Hardware Scan-Line Triangle Rasterizer

DFT Scan Insertion on a NoC Router: Working Around OpenLane 2's Missing DFT Support

Synthesisable fixed-function rasterizer in SystemVerilog. No floating-point anywhere in the RTL. Two builds: a scalar baseline (1 pixel/cycle) and a SIMD variant (OUT_W=8, 8 pixels/cycle as a masked warp). Both share the same arithmetic core, command front end, and verification infrastructure.

What It Does

Takes a flat list of screen-space triangles with per-vertex RGB and renders them to a framebuffer. The pipeline is hardwired: edge setup, scan conversion, barycentric interpolation, Gouraud shading, framebuffer write. No programmable shader stages.

For 3D content a preprocessing step handles model transform, view transform, and perspective projection per frame and outputs projected 2D triangles. The hardware has no knowledge of 3D coordinates; all of that is resolved before the triangle list is handed off.

Architecture

Scalar datapath:

cmd_proc → edge_setup → rasterizer → frag_fifo → interp → pixel_shader → framebuffer

SIMD datapath:

cmd_proc → edge_setup → rasterizer(OUT_W=8) → warp_fifo → simd_interp → simd_pixel_shader → writeback_coalescer → framebuffer_mp

The SIMD rasterizer tests 8 horizontally adjacent pixels per cycle using a combinational generate loop over the row-start accumulators. Output is a masked warp: out_mask is 8 bits, one per lane, with lanes outside the triangle or past the row end already zeroed. framebuffer_mp has 8 independent write ports, all firing in the same clock edge.

Core Arithmetic

All arithmetic is signed fixed-point. Vertex coordinates are 16-bit signed. The SX macro sign-extends them to 32 bits before any multiply to prevent cross-product overflow on large triangles.

Edge equations. For edge $i \to j$:

$$E_{ij}(x,y) = A_{ij}\,x + B_{ij}\,y + C_{ij}$$

A pixel is inside the triangle when all three evaluations are non-negative simultaneously. $A$, $B$, $C$ are computed once at triangle load. The scan walk then uses only additions: stepping right adds $A$, stepping down adds $B$. No multiplies in the inner loop.

Barycentric weights are the edge equation values themselves, forwarded directly from the coverage test at zero additional cost.

Gouraud shading blends per-vertex colors weighted by the barycentric coordinates, accumulated in 48-bit intermediates, divided by area2, and clamped to [0, 255].

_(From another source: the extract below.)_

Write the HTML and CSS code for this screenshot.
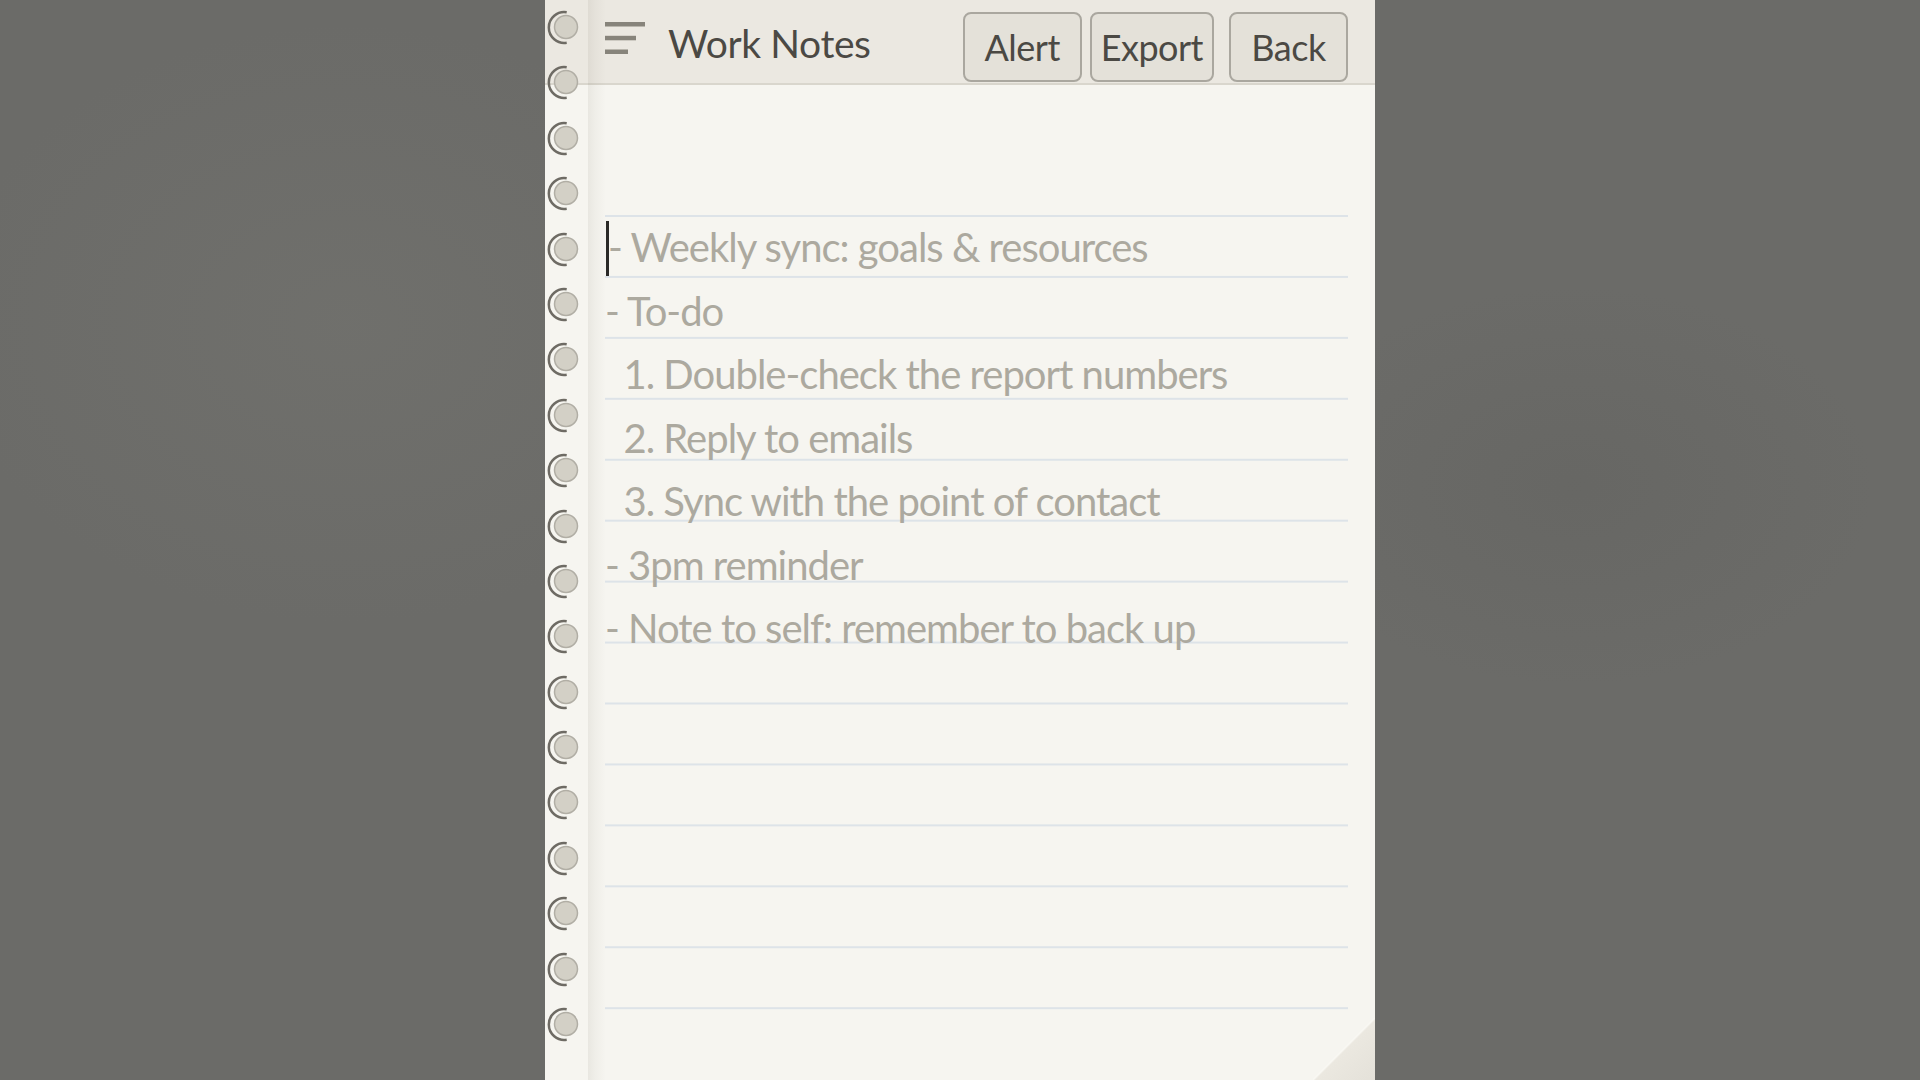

Winding is normalized at load time by checking area2[31] and negating all six coefficients if negative. The SCAN state coverage test is always >= 0 with no branch per pixel.

Performance

Scene	Triangles	Pixels	Scalar (cycles)	SIMD (cycles)	Speedup
Hello Triangle	1	25,313	50,670	6,580	7.7x
Quads	8	63,000	125,220	16,300	7.7x
Sunset	20	72,752	146,736	19,426	7.6x

Scalar throughput is 0.50 px/cyc across all three scenes. SIMD throughput is 3.85 to 3.87 px/cyc on the larger axis-aligned triangles, approaching the 4.0 px/cyc theoretical ceiling at 50% fill efficiency for warp size 8. The sunset’s small triangles (157 to 160 pixels each) pull the average to 3.75 px/cyc due to partial-warp overhead at row ends. Rasterizer backpressure is zero across all three SIMD runs.

Scenes

Hello triangle, quads, and sunset were the primary regression targets across both builds.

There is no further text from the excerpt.